**PROBLEM STATEMENT**: Check every line of the entries below for the word "Tailwind", and copy the ones that have it.

(Rows from a dataset of pages and code)

▽

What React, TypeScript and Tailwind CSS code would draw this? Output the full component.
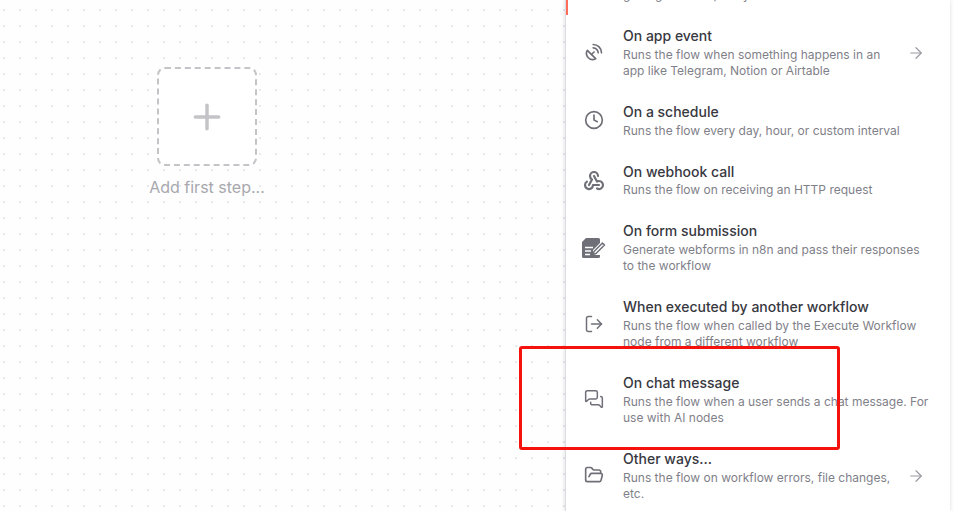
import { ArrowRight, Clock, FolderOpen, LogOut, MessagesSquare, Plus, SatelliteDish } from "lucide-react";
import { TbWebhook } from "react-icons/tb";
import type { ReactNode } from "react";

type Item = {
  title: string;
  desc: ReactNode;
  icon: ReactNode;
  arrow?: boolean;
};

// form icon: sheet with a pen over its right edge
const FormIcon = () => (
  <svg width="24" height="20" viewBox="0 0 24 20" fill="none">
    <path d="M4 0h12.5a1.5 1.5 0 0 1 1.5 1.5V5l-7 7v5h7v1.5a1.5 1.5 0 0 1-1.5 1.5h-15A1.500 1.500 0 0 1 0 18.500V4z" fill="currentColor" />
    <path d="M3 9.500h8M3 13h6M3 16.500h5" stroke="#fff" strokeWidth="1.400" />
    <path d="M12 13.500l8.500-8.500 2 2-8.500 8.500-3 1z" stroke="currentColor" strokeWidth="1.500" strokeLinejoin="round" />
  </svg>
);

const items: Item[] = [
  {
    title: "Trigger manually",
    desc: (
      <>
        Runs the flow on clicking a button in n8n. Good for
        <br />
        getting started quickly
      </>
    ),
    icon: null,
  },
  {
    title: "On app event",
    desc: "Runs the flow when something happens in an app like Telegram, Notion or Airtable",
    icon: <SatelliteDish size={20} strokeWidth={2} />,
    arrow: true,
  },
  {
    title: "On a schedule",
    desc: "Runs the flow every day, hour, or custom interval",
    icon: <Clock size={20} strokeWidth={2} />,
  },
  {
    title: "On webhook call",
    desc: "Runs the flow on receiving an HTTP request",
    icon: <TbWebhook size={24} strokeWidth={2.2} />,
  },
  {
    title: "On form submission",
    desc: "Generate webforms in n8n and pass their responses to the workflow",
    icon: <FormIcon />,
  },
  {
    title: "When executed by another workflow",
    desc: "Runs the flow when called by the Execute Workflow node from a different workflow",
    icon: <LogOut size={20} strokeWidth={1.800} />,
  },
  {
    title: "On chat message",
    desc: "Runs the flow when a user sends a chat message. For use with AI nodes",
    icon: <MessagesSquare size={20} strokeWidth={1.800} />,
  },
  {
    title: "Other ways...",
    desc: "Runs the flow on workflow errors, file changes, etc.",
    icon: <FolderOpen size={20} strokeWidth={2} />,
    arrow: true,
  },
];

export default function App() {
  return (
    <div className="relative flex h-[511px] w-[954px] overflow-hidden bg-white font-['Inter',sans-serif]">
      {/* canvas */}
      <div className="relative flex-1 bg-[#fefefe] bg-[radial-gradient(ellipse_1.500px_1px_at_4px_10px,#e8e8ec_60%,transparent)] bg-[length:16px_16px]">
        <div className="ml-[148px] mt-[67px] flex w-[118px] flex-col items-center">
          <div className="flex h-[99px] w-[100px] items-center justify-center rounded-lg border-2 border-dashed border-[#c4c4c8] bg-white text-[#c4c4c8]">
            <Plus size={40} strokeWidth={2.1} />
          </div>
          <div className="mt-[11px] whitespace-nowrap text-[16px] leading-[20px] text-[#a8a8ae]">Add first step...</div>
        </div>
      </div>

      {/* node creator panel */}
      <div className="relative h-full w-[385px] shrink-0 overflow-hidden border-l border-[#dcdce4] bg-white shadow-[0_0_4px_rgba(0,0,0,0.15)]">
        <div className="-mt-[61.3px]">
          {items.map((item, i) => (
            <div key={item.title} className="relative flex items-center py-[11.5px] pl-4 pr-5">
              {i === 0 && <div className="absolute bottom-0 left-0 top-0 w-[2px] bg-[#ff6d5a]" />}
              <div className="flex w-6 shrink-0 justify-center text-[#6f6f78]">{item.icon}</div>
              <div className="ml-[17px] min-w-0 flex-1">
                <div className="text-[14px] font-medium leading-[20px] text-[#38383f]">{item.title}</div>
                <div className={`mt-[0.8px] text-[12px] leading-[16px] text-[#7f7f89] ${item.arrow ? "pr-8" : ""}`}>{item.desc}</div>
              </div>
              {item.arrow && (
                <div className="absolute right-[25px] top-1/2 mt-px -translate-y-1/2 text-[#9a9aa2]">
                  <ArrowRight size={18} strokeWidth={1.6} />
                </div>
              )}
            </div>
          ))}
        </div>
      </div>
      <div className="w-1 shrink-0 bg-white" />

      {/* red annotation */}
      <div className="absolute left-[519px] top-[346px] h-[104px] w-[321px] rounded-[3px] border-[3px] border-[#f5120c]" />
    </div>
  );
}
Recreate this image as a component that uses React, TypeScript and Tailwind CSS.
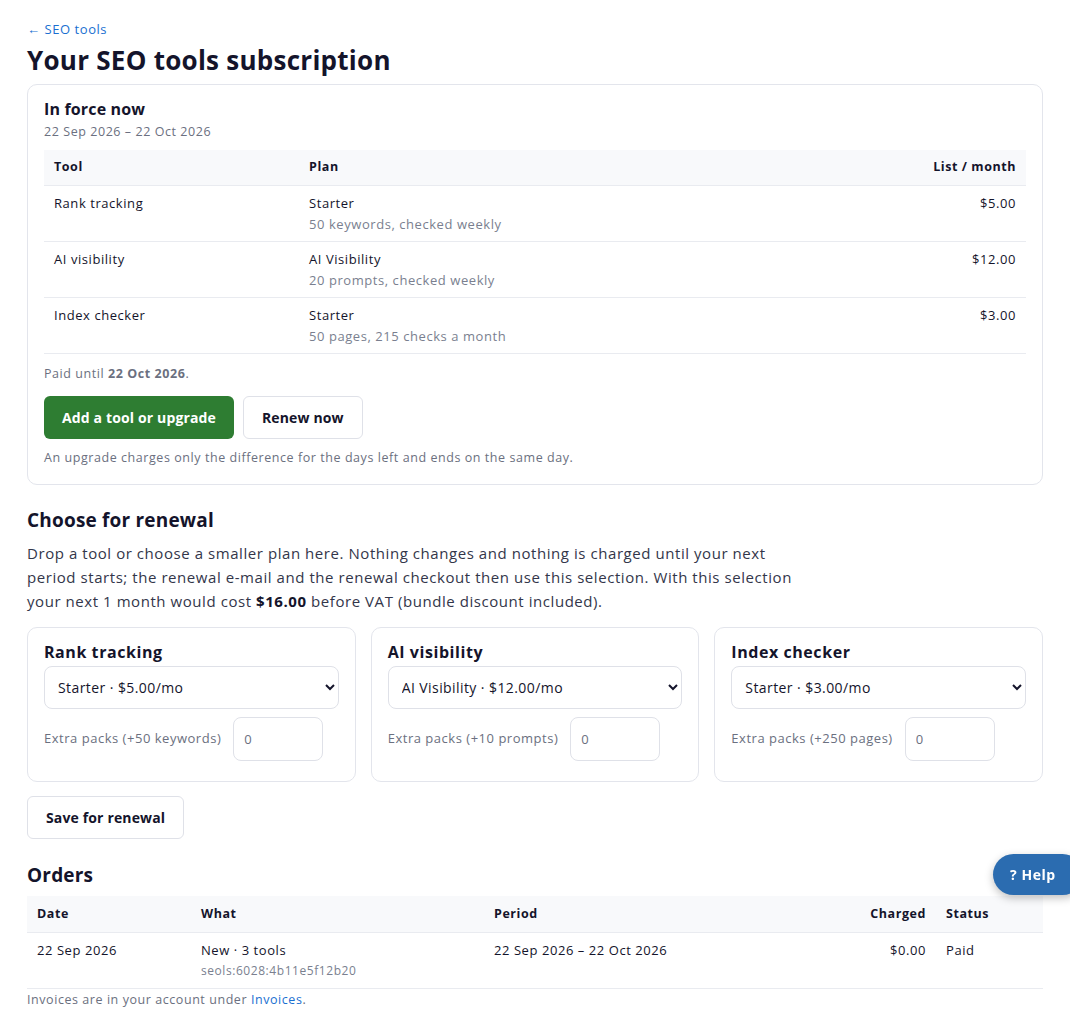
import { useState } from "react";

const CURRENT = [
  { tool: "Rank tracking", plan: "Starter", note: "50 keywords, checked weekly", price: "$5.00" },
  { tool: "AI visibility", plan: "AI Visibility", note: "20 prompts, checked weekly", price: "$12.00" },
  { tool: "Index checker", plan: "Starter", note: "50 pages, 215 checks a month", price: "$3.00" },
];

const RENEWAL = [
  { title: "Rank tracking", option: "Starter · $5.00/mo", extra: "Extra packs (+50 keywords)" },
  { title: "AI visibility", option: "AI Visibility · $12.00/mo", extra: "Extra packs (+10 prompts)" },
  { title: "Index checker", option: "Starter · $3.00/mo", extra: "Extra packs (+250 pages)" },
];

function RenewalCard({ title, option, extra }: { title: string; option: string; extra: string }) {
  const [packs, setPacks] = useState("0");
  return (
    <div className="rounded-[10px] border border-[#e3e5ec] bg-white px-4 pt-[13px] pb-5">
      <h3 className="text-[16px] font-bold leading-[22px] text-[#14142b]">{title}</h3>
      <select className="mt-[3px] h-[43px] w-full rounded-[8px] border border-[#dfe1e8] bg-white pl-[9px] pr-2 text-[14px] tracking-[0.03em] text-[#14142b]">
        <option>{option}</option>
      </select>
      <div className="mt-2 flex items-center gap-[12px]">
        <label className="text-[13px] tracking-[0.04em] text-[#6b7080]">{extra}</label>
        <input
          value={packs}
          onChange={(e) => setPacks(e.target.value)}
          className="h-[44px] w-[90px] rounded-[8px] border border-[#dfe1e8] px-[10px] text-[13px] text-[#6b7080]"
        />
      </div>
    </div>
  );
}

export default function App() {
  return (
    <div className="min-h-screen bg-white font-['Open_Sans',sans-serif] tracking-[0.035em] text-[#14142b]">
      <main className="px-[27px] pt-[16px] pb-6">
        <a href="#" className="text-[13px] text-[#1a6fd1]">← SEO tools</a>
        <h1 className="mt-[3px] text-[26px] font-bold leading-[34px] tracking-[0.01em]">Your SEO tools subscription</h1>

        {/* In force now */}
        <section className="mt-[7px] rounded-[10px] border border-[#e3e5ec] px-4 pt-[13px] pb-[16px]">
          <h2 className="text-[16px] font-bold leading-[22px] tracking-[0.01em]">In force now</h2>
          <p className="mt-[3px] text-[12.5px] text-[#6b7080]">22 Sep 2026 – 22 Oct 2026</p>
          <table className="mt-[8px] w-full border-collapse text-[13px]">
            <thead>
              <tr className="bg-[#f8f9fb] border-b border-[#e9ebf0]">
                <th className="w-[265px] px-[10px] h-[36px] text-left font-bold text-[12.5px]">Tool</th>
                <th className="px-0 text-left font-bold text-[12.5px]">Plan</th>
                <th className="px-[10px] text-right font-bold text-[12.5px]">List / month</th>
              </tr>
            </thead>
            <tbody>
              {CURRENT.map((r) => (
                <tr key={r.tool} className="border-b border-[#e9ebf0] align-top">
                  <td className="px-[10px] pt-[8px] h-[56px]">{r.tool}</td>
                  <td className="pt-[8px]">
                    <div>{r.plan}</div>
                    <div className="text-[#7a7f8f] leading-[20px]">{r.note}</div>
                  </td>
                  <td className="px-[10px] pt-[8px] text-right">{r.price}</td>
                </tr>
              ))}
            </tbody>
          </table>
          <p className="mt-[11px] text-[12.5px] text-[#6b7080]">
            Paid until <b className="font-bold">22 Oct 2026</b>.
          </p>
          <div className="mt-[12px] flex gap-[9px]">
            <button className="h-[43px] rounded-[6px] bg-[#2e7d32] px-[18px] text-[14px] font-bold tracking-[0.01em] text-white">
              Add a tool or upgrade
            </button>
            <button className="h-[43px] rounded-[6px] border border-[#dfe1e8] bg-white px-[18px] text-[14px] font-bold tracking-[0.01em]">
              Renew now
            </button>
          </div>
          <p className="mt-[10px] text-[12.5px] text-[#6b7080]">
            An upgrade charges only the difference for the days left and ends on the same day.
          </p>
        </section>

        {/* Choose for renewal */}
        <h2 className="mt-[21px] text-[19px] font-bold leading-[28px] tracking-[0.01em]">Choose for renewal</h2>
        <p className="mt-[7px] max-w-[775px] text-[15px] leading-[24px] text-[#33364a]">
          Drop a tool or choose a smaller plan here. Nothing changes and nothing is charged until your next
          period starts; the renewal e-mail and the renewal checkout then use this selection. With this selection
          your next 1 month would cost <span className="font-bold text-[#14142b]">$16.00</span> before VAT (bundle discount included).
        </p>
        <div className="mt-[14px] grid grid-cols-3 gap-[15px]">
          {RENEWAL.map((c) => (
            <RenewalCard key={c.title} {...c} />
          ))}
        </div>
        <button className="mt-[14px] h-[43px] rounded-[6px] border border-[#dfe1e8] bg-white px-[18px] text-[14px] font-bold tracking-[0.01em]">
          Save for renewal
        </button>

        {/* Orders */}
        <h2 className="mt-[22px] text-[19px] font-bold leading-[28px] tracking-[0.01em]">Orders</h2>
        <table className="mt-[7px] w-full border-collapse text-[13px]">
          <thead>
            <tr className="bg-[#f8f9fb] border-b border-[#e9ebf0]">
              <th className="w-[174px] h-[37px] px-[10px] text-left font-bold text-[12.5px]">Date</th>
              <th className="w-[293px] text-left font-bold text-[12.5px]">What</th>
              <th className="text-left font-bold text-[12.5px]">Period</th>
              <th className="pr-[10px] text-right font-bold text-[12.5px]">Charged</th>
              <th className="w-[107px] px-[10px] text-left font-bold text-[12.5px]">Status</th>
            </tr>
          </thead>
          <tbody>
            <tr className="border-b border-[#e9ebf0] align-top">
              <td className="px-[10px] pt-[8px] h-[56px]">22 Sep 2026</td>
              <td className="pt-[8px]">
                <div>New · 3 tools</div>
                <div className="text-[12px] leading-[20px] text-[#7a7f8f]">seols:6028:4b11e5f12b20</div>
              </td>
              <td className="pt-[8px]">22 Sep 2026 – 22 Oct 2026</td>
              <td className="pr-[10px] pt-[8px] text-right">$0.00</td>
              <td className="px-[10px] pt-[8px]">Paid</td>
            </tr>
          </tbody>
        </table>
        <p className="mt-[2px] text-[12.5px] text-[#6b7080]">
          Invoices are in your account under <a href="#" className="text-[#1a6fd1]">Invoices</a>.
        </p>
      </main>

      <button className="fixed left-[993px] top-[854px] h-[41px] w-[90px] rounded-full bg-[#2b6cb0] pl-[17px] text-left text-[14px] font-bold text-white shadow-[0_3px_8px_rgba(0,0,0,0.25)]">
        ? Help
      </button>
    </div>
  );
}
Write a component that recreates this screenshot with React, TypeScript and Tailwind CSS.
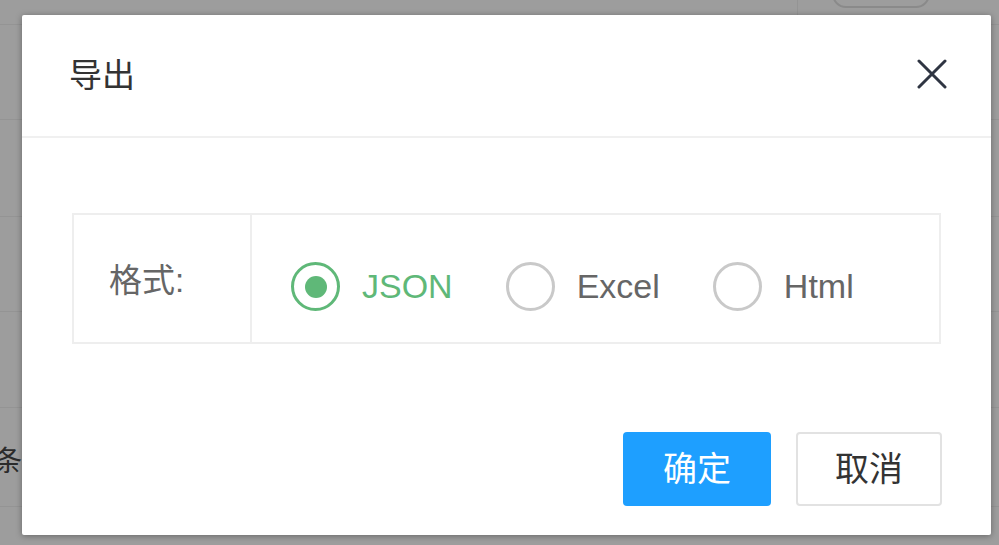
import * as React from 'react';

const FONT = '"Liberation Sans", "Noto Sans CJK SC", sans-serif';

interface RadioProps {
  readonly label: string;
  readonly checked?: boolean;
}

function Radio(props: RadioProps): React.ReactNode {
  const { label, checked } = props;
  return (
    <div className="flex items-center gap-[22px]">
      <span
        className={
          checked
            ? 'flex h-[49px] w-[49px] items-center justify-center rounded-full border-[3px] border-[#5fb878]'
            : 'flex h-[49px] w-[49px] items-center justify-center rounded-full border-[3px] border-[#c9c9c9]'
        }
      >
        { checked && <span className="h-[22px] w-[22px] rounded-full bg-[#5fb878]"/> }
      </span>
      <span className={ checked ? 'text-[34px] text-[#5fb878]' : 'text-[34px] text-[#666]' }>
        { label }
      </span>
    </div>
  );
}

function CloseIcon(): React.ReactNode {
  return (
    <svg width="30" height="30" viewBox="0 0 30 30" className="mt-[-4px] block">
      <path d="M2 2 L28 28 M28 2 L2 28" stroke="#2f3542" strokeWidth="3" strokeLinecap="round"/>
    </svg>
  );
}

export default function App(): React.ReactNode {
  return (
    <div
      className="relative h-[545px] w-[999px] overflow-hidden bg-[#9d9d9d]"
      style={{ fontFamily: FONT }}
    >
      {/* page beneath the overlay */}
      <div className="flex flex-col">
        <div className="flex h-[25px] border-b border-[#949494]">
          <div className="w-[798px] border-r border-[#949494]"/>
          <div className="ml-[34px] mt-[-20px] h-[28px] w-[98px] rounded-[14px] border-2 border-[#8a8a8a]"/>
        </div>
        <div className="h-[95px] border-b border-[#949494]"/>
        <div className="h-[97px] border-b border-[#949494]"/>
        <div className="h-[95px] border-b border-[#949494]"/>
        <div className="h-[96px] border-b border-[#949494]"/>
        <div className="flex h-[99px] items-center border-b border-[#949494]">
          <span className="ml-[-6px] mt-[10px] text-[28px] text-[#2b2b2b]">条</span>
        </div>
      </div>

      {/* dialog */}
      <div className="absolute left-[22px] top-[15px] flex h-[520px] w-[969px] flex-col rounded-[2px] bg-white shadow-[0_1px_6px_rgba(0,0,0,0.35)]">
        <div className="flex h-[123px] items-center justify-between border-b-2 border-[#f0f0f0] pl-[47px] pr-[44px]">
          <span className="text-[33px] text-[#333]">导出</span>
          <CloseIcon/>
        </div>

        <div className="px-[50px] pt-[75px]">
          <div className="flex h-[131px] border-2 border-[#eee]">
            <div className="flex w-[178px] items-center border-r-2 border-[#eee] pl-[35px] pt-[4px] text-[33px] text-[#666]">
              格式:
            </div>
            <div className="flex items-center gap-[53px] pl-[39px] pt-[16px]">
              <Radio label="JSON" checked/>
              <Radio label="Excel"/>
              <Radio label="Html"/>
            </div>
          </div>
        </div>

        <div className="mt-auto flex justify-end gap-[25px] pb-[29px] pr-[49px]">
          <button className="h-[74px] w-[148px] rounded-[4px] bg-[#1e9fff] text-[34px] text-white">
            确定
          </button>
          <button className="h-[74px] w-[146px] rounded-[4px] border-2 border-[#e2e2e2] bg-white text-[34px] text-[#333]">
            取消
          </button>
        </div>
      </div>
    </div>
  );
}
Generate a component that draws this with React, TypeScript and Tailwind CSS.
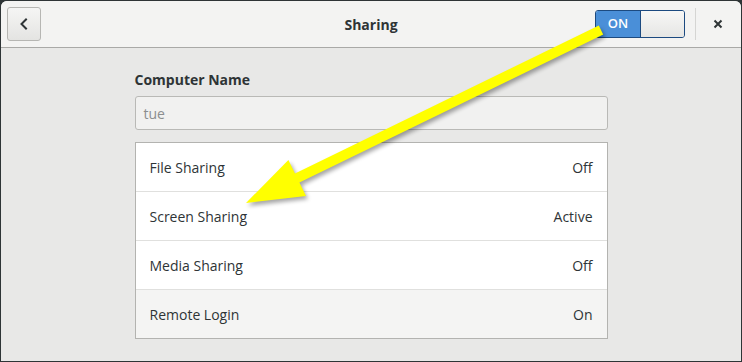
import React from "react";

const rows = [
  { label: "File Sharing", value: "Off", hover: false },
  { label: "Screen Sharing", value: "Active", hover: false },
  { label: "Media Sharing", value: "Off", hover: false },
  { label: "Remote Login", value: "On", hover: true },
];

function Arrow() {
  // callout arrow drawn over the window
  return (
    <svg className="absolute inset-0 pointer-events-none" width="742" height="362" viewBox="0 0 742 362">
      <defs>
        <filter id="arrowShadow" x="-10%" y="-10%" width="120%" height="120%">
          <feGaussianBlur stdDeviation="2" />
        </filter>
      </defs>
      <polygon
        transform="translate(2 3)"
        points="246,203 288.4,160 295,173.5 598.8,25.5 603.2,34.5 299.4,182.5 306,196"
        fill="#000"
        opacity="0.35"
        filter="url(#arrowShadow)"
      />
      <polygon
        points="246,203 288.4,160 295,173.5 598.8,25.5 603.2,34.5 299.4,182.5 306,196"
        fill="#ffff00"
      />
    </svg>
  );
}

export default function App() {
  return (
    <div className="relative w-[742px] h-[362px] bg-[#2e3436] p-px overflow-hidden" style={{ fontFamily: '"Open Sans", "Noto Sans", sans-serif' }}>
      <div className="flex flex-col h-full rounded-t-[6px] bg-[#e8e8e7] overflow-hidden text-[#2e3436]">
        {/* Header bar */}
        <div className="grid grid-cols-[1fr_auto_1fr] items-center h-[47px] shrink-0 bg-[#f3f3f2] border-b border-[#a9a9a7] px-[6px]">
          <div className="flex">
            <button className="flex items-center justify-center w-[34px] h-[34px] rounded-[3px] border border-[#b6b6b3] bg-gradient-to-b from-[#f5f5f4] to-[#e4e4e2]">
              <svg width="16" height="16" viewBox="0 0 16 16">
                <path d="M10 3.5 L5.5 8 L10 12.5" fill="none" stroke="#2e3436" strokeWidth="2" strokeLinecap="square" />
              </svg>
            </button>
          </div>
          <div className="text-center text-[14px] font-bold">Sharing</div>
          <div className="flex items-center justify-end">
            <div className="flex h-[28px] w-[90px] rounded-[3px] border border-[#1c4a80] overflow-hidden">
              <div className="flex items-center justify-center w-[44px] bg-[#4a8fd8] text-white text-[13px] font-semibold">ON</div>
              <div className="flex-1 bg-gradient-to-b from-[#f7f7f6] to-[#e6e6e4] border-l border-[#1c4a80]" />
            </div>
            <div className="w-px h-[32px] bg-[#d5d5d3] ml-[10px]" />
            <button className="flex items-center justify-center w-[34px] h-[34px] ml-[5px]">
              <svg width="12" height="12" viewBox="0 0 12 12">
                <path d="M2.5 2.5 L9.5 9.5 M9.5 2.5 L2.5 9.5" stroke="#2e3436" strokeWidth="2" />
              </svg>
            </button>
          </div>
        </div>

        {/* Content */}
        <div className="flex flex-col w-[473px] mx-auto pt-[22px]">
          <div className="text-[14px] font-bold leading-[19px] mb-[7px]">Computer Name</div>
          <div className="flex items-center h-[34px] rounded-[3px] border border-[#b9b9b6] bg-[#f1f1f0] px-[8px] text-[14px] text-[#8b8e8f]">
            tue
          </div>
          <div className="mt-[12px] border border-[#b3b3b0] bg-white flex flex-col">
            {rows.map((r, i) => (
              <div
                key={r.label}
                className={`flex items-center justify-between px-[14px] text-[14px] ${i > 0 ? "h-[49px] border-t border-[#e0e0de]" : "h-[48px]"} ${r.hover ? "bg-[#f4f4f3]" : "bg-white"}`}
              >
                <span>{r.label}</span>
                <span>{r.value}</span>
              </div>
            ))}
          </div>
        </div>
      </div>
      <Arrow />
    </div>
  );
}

△

**ANSWER TO THIS TASK**:
What React, TypeScript and Tailwind CSS code would draw this? Output the full component.
Recreate this image as a component that uses React, TypeScript and Tailwind CSS.
Write a component that recreates this screenshot with React, TypeScript and Tailwind CSS.
Generate a component that draws this with React, TypeScript and Tailwind CSS.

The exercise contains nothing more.